### DIRECTIVE
Reproduce the listing exactly, with no pictures in your copy.

### RAW DATA
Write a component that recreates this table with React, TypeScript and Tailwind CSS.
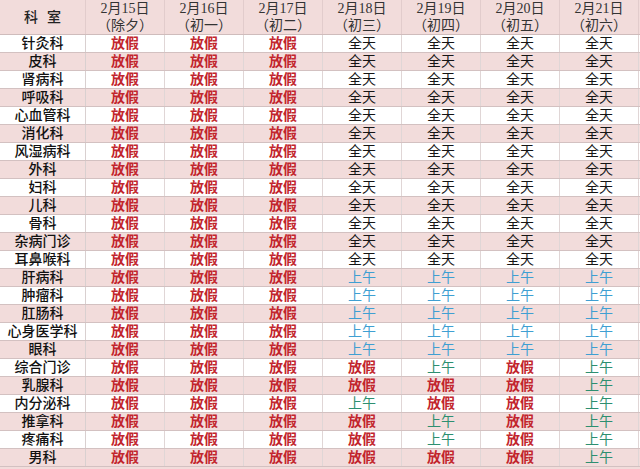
import React from "react";

type Cell = "F" | "Q" | "B" | "G";

const dates = [
  ["2月15日", "（除夕）"],
  ["2月16日", "（初一）"],
  ["2月17日", "（初二）"],
  ["2月18日", "（初三）"],
  ["2月19日", "（初四）"],
  ["2月20日", "（初五）"],
  ["2月21日", "（初六）"],
];

const allDay: Cell[] = ["F", "F", "F", "Q", "Q", "Q", "Q"];
const morning: Cell[] = ["F", "F", "F", "B", "B", "B", "B"];

const rows: [string, Cell[]][] = [
  ["针灸科", allDay],
  ["皮科", allDay],
  ["肾病科", allDay],
  ["呼吸科", allDay],
  ["心血管科", allDay],
  ["消化科", allDay],
  ["风湿病科", allDay],
  ["外科", allDay],
  ["妇科", allDay],
  ["儿科", allDay],
  ["骨科", allDay],
  ["杂病门诊", allDay],
  ["耳鼻喉科", allDay],
  ["肝病科", morning],
  ["肿瘤科", morning],
  ["肛肠科", morning],
  ["心身医学科", morning],
  ["眼科", morning],
  ["综合门诊", ["F", "F", "F", "F", "G", "F", "G"]],
  ["乳腺科", ["F", "F", "F", "F", "F", "F", "G"]],
  ["内分泌科", ["F", "F", "F", "G", "F", "F", "G"]],
  ["推拿科", ["F", "F", "F", "F", "G", "F", "G"]],
  ["疼痛科", ["F", "F", "F", "F", "G", "F", "G"]],
  ["男科", ["F", "F", "F", "F", "F", "F", "G"]],
];

const cellText: Record<Cell, string> = { F: "放假", Q: "全天", B: "上午", G: "上午" };
const cellClass: Record<Cell, string> = {
  F: "text-[#c2252d] font-bold",
  Q: "text-[#151515]",
  B: "text-[#3f9fd2]",
  G: "text-[#2d8f70]",
};

const font = { fontFamily: '"Liberation Serif", "Noto Sans CJK SC", serif' };

export default function App() {
  return (
    <div className="w-[640px] h-[469px] overflow-hidden bg-[#f2dcdb] text-[14px]" style={font}>
      {/* header */}
      <div className="grid grid-cols-[86px_repeat(7,79px)] h-[35px] bg-[#f2dcdb] border-b border-[#cfbcbc]">
        <div className="flex items-center justify-center gap-[9px] font-medium text-[#222] border-r border-[#e2cccc]">
          <span>科</span>
          <span>室</span>
        </div>
        {dates.map(([d, l]) => (
          <div key={d} className="flex flex-col items-center justify-center leading-[17px] text-[#333] border-r border-[#e2cccc]">
            <span>{d}</span>
            <span>{l}</span>
          </div>
        ))}
      </div>

      {/* rows */}
      {rows.map(([name, cells], i) => (
        <div
          key={name}
          className={`grid grid-cols-[86px_repeat(7,79px)] h-[18px] border-b border-[#d3c1c1] ${
            i % 2 === 0 ? "bg-white" : "bg-[#f2dcdb]"
          }`}
        >
          <div className="flex items-center justify-center font-medium text-[#111] border-r border-[#d9d0d0] leading-none">
            {name}
          </div>
          {cells.map((c, j) => (
            <div
              key={j}
              className={`flex items-center justify-center leading-none border-r border-[#e0d6d6] ${cellClass[c]}`}
            >
              {cellText[c]}
            </div>
          ))}
        </div>
      ))}
    </div>
  );
}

### TASK RESPONSE
Write a component that recreates this table with React, TypeScript and Tailwind CSS.
import React from "react";

type Cell = "F" | "Q" | "B" | "G";

const dates = [
  ["2月15日", "（除夕）"],
  ["2月16日", "（初一）"],
  ["2月17日", "（初二）"],
  ["2月18日", "（初三）"],
  ["2月19日", "（初四）"],
  ["2月20日", "（初五）"],
  ["2月21日", "（初六）"],
];

const allDay: Cell[] = ["F", "F", "F", "Q", "Q", "Q", "Q"];
const morning: Cell[] = ["F", "F", "F", "B", "B", "B", "B"];

const rows: [string, Cell[]][] = [
  ["针灸科", allDay],
  ["皮科", allDay],
  ["肾病科", allDay],
  ["呼吸科", allDay],
  ["心血管科", allDay],
  ["消化科", allDay],
  ["风湿病科", allDay],
  ["外科", allDay],
  ["妇科", allDay],
  ["儿科", allDay],
  ["骨科", allDay],
  ["杂病门诊", allDay],
  ["耳鼻喉科", allDay],
  ["肝病科", morning],
  ["肿瘤科", morning],
  ["肛肠科", morning],
  ["心身医学科", morning],
  ["眼科", morning],
  ["综合门诊", ["F", "F", "F", "F", "G", "F", "G"]],
  ["乳腺科", ["F", "F", "F", "F", "F", "F", "G"]],
  ["内分泌科", ["F", "F", "F", "G", "F", "F", "G"]],
  ["推拿科", ["F", "F", "F", "F", "G", "F", "G"]],
  ["疼痛科", ["F", "F", "F", "F", "G", "F", "G"]],
  ["男科", ["F", "F", "F", "F", "F", "F", "G"]],
];

const cellText: Record<Cell, string> = { F: "放假", Q: "全天", B: "上午", G: "上午" };
const cellClass: Record<Cell, string> = {
  F: "text-[#c2252d] font-bold",
  Q: "text-[#151515]",
  B: "text-[#3f9fd2]",
  G: "text-[#2d8f70]",
};

const font = { fontFamily: '"Liberation Serif", "Noto Sans CJK SC", serif' };

export default function App() {
  return (
    <div className="w-[640px] h-[469px] overflow-hidden bg-[#f2dcdb] text-[14px]" style={font}>
      {/* header */}
      <div className="grid grid-cols-[86px_repeat(7,79px)] h-[35px] bg-[#f2dcdb] border-b border-[#cfbcbc]">
        <div className="flex items-center justify-center gap-[9px] font-medium text-[#222] border-r border-[#e2cccc]">
          <span>科</span>
          <span>室</span>
        </div>
        {dates.map(([d, l]) => (
          <div key={d} className="flex flex-col items-center justify-center leading-[17px] text-[#333] border-r border-[#e2cccc]">
            <span>{d}</span>
            <span>{l}</span>
          </div>
        ))}
      </div>

      {/* rows */}
      {rows.map(([name, cells], i) => (
        <div
          key={name}
          className={`grid grid-cols-[86px_repeat(7,79px)] h-[18px] border-b border-[#d3c1c1] ${
            i % 2 === 0 ? "bg-white" : "bg-[#f2dcdb]"
          }`}
        >
          <div className="flex items-center justify-center font-medium text-[#111] border-r border-[#d9d0d0] leading-none">
            {name}
          </div>
          {cells.map((c, j) => (
            <div
              key={j}
              className={`flex items-center justify-center leading-none border-r border-[#e0d6d6] ${cellClass[c]}`}
            >
              {cellText[c]}
            </div>
          ))}
        </div>
      ))}
    </div>
  );
}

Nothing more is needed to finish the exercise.